The UK’s Financial Conduct Authority (FCA) has reportedly fined Metro Bank PLC £16,675,200.
The FCA noted that between the timeframe of June 2016 and December 2020, Metro Bank had allegedly failed to have the “right systems and controls” in order to adequately monitor over 60m transactions, with a value of more than £51 billion, “for money laundering risks.”
According to the update from the FCA, Metro has reportedly automated the monitoring of customer transactions for potential financial crime related issues in June of 2016.
But, the FCA pointed out that its system did “not work as intended.”

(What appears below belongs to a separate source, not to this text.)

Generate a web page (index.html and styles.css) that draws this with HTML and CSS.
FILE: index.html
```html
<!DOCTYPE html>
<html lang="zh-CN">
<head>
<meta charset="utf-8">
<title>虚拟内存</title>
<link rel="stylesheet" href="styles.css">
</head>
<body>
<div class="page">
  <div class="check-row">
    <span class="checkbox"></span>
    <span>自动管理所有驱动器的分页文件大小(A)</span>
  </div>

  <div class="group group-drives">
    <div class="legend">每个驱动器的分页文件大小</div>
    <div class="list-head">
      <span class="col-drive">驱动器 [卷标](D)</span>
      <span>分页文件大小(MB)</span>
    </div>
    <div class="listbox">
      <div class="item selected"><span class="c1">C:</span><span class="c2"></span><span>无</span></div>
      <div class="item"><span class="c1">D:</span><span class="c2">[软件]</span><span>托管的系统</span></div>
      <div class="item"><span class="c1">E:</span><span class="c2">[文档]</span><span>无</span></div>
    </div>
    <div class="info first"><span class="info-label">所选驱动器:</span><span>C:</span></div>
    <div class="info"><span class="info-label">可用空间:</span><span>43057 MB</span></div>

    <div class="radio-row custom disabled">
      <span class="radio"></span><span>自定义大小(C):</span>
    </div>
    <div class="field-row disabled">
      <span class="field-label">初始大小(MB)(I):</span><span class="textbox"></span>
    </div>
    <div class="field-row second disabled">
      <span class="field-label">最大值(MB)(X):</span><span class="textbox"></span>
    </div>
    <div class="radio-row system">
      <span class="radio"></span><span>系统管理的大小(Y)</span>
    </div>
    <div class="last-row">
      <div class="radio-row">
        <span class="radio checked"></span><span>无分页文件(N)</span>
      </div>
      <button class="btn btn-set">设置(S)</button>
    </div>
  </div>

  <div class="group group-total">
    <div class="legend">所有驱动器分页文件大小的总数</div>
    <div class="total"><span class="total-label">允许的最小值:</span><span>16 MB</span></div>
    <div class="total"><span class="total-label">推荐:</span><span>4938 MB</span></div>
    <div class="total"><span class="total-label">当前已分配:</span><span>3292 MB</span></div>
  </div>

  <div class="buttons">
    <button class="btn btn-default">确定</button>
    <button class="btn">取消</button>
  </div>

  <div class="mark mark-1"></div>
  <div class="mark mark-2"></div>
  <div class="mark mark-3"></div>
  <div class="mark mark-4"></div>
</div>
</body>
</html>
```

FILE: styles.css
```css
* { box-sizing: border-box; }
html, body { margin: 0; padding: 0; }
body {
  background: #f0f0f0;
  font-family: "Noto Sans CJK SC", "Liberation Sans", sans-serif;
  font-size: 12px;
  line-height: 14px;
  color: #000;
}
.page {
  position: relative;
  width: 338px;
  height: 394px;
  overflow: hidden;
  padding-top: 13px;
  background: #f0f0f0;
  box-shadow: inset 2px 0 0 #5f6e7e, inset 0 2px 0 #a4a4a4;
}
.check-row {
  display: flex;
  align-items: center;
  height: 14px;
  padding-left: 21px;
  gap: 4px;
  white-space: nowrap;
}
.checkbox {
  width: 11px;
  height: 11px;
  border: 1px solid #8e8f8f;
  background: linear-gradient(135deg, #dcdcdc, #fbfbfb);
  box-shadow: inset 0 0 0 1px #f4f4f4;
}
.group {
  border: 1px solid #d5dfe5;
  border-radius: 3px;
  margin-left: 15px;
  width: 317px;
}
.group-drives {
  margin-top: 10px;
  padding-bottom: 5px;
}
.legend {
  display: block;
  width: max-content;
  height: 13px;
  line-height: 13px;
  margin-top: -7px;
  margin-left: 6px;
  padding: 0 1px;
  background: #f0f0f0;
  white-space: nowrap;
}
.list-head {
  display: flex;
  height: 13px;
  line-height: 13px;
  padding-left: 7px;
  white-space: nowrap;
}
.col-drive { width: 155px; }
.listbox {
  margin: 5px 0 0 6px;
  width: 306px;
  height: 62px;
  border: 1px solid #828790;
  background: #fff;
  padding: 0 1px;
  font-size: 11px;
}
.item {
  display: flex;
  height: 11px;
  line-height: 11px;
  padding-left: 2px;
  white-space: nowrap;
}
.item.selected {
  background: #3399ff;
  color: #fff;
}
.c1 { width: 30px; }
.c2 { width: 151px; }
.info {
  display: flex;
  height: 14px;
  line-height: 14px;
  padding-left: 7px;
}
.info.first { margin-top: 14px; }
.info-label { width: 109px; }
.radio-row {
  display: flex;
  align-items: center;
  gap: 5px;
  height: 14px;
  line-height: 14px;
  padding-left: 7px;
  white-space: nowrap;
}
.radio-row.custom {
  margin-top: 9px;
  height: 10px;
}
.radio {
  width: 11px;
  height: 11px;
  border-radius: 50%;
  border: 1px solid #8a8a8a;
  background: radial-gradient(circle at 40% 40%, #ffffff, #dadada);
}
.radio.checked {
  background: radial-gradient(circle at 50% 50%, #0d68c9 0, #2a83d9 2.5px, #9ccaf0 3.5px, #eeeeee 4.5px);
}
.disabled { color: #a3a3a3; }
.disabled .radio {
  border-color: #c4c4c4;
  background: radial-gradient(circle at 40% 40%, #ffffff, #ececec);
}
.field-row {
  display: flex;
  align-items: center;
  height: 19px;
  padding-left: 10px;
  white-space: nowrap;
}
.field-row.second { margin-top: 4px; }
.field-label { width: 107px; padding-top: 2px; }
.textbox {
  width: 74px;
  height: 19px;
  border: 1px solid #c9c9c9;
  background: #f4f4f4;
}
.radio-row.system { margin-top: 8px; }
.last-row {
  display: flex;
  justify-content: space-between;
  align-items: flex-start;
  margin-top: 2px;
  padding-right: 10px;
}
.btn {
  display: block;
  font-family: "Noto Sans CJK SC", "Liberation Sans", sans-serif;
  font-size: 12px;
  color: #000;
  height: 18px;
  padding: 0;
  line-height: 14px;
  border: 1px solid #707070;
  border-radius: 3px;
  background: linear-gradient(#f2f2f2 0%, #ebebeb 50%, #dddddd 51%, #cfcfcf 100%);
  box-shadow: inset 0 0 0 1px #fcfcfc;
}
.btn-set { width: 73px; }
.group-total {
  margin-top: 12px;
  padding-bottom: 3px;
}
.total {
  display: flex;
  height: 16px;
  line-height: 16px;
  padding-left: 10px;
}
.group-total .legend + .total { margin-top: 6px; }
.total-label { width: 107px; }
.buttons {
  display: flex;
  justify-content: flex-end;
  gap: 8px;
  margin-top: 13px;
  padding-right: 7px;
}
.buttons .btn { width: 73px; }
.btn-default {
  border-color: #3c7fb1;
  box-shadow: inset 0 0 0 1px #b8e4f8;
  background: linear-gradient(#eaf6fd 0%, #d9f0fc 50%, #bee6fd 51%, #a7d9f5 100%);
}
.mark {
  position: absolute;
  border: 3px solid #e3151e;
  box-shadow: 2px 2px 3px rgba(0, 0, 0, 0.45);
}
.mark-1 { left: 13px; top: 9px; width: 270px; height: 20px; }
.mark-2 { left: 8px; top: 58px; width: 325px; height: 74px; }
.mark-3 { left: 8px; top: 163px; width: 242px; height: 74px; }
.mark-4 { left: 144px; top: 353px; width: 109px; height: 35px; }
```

According to the FCA’s announcement, an error in how “data was fed into the system meant transactions taking place on the same day an account was opened, and any further transactions until the account record was updated, were not monitored.”

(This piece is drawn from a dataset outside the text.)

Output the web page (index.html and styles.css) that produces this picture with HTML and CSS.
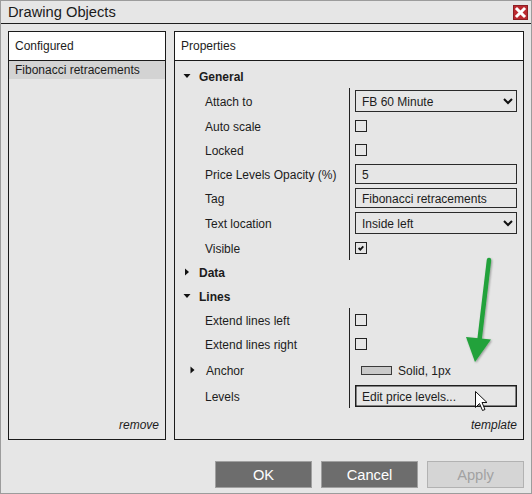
FILE: index.html
```html
<!DOCTYPE html>
<html>
<head>
<meta charset="utf-8">
<link rel="stylesheet" href="styles.css">
</head>
<body>
<div class="window">
  <div class="titlebar">
    <span class="title">Drawing Objects</span>
    <svg class="close" width="15" height="15" viewBox="0 0 15 15">
      <rect x="0.5" y="0.5" width="14" height="14" fill="#bb2a30" stroke="#8c1f24"/>
      <path d="M4 4 L11 11 M11 4 L4 11" stroke="#fff" stroke-width="3" stroke-linecap="square"/>
    </svg>
  </div>
  <div class="content">
    <div class="panels">
      <div class="panel left">
        <div class="panel-head">Configured</div>
        <div class="item selected">Fibonacci retracements</div>
        <div class="panel-foot">remove</div>
      </div>
      <div class="panel right">
        <div class="panel-head">Properties</div>
        <div class="props">
          <div class="ghead"><svg class="tri" width="8" height="8" viewBox="0 0 8 8"><path d="M0.5 2 L7.5 2 L4 6 Z" fill="#111"/></svg><span class="t">General</span></div>
          <div class="group">
            <div class="row h26"><div class="label"><span class="t">Attach to</span></div><div class="value"><div class="box sel"><span class="t">FB 60 Minute</span><svg width="10" height="7" viewBox="0 0 10 7"><path d="M1 1 L5 5 L9 1" fill="none" stroke="#111" stroke-width="2"/></svg></div></div></div>
            <div class="row"><div class="label"><span class="t">Auto scale</span></div><div class="value"><span class="cb"></span></div></div>
            <div class="row"><div class="label"><span class="t">Locked</span></div><div class="value"><span class="cb"></span></div></div>
            <div class="row"><div class="label"><span class="t">Price Levels Opacity (%)</span></div><div class="value"><div class="box inp"><span class="t">5</span></div></div></div>
            <div class="row"><div class="label"><span class="t">Tag</span></div><div class="value"><div class="box inp"><span class="t">Fibonacci retracements</span></div></div></div>
            <div class="row h26"><div class="label"><span class="t">Text location</span></div><div class="value"><div class="box sel"><span class="t">Inside left</span><svg width="10" height="7" viewBox="0 0 10 7"><path d="M1 1 L5 5 L9 1" fill="none" stroke="#111" stroke-width="2"/></svg></div></div></div>
            <div class="row"><div class="label"><span class="t">Visible</span></div><div class="value"><span class="cb"><svg width="10" height="10" viewBox="0 0 10 10"><path d="M2.6 5 L4.3 6.6 L7.3 3.3" fill="none" stroke="#111" stroke-width="1.8"/></svg></span></div></div>
          </div>
          <div class="ghead"><svg class="tri" width="8" height="8" viewBox="0 0 8 8"><path d="M2 0.5 L6 4 L2 7.5 Z" fill="#111"/></svg><span class="t">Data</span></div>
          <div class="ghead"><svg class="tri" width="8" height="8" viewBox="0 0 8 8"><path d="M0.5 2 L7.5 2 L4 6 Z" fill="#111"/></svg><span class="t">Lines</span></div>
          <div class="group">
            <div class="row"><div class="label"><span class="t">Extend lines left</span></div><div class="value"><span class="cb"></span></div></div>
            <div class="row"><div class="label"><span class="t">Extend lines right</span></div><div class="value"><span class="cb"></span></div></div>
            <div class="row h28"><div class="label sub"><svg class="subtri" width="6" height="8" viewBox="0 0 6 8"><path d="M0.5 0.5 L4.5 4 L0.5 7.5 Z" fill="#111"/></svg><span class="t">Anchor</span></div><div class="value"><span class="swatch"></span><span class="t">Solid, 1px</span></div></div>
            <div class="row"><div class="label"><span class="t">Levels</span></div><div class="value"><div class="box btn"><span class="t">Edit price levels...</span></div></div></div>
          </div>
        </div>
        <div class="panel-foot">template</div>
      </div>
    </div>
    <div class="buttons">
      <div class="dbtn">OK</div>
      <div class="dbtn">Cancel</div>
      <div class="dbtn disabled">Apply</div>
    </div>
  </div>
  <svg class="overlay" width="532" height="494" viewBox="0 0 532 494">
    <defs>
      <filter id="soft" x="-20%" y="-20%" width="140%" height="140%">
        <feGaussianBlur in="SourceAlpha" stdDeviation="1.2" result="b"/>
        <feOffset dx="0.5" dy="0.5" result="o"/>
        <feComponentTransfer in="o" result="s"><feFuncA type="linear" slope="0.35"/></feComponentTransfer>
        <feMerge><feMergeNode in="s"/><feMergeNode in="SourceGraphic"/></feMerge>
      </filter>
    </defs>
    <g filter="url(#soft)">
      <path d="M489 260 L479.5 340" stroke="#22a23a" stroke-width="4.5" stroke-linecap="round" fill="none"/>
      <path d="M466 337 L491 339.5 L475 362 Z" fill="#22a23a"/>
    </g>
    <path d="M475.5 391.5 L475.5 407.5 L479.5 403.5 L482.5 410.5 L485 409.5 L482 402.5 L487 402.5 Z" fill="#fff" stroke="#111" stroke-width="1" stroke-linejoin="round"/>
  </svg>
</div>
</body>
</html>
```

FILE: styles.css
```css
html, body {
  margin: 0;
  padding: 0;
}

.window {
  position: relative;
  width: 532px;
  height: 494px;
  box-sizing: border-box;
  border: 1px solid #9c9c9c;
  background: #e6e6e6;
  font-family: "Liberation Sans", Arial, sans-serif;
  color: #1c1c1c;
  font-size: 12px;
}

.t {
  position: relative;
  top: 1px;
}

.titlebar {
  height: 22px;
  border-bottom: 1px solid #1e1e1e;
  display: flex;
  align-items: center;
  justify-content: space-between;
  padding: 0 3px 0 7px;
}

.title {
  font-size: 14.7px;
  color: #1a1a1a;
}

.close {
  display: block;
}

.content {
  padding: 7px 7px 5px 7px;
}

.panels {
  display: flex;
  gap: 8px;
  height: 409px;
}

.panel {
  box-sizing: border-box;
  border: 1px solid #1a1a1a;
  display: flex;
  flex-direction: column;
}

.panel.left {
  width: 158px;
}

.panel.right {
  flex: 1;
}

.panel-head {
  height: 28px;
  background: #fff;
  border-bottom: 1px solid #1a1a1a;
  padding-left: 6px;
  display: flex;
  align-items: center;
  font-size: 12px;
}

.item {
  height: 18px;
  padding-left: 6px;
  display: flex;
  align-items: center;
}

.item.selected {
  background: #d3d3d3;
}

.panel-foot {
  margin-top: auto;
  text-align: right;
  font-style: italic;
  line-height: 14px;
  padding: 0 6px 7px 0;
}

.props {
  padding-top: 3px;
}

.ghead {
  height: 24px;
  display: flex;
  align-items: center;
  padding-left: 8px;
  font-weight: bold;
}

.tri {
  display: block;
  margin-right: 8px;
}

.row {
  display: flex;
  height: 24px;
}

.row.h26 {
  height: 26px;
}

.row.h28 {
  height: 28px;
}

.label {
  width: 175px;
  box-sizing: border-box;
  border-right: 1px solid #222;
  padding-left: 30px;
  display: flex;
  align-items: center;
}

.label.sub {
  padding-left: 15px;
}

.subtri {
  display: block;
  margin-right: 10px;
}

.value {
  flex: 1;
  padding: 0 6px 0 5px;
  display: flex;
  align-items: center;
}

.box {
  box-sizing: border-box;
  width: 100%;
  border: 1px solid #2a2a2a;
  padding-left: 6px;
  display: flex;
  align-items: center;
}

.box.sel {
  height: 22px;
  justify-content: space-between;
  padding-right: 3px;
}

.box.sel svg {
  display: block;
}

.box.inp {
  height: 20px;
}

.box.btn {
  height: 22px;
  border-color: #1e1e1e;
  box-shadow: inset 0 0 0 0.5px #1e1e1e;
}

.cb {
  width: 12px;
  height: 12px;
  box-sizing: border-box;
  border: 1px solid #222;
  display: flex;
  align-items: center;
  justify-content: center;
}

.cb svg {
  display: block;
}

.swatch {
  width: 31px;
  height: 9px;
  box-sizing: border-box;
  border: 1px solid #3a3a3a;
  background: #c9c9c9;
  margin: 0 6px 0 6px;
}

.buttons {
  display: flex;
  justify-content: flex-end;
  gap: 9px;
  margin-top: 21px;
}

.dbtn {
  width: 97px;
  height: 27px;
  box-sizing: border-box;
  background: #6d6d6d;
  border: 1px solid #a0a0a0;
  color: #fff;
  font-size: 14.7px;
  display: flex;
  align-items: center;
  justify-content: center;
}

.dbtn.disabled {
  background: #d5d5d5;
  border-color: #b2b2b2;
  color: #a2a2a2;
}

.overlay {
  position: absolute;
  left: -1px;
  top: -1px;
  pointer-events: none;
}
```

Junior staff did reportedly raise concerns about some “transaction data not being monitored in 2017 and 2018, but these did not result in the issue being identified and fixed.”
The FCA also mentioned that even once a fix had been put in place in July 2019, Metro reportedly did “not have a mechanism to consistently check that all relevant transactions were being fed into the monitoring system until December 2020, over 4 and a half years after the system was implemented.”
Therese Chambers, the joint executive director of enforcement and market oversight, has commented that Metro’s failings “risked a gap being left in the defense against the criminal misuse of our financial system.”
Chambers has added that those failings “went on for too long.”
Since the firm’s identification of the issues described with its transaction monitoring system in April of 2019, Metro has now reportedly “put in place processes to remediate the issues identified.”
The FCA continues to supervise firms to ensure that they have the right systems and controls “to manage financial crime risks.”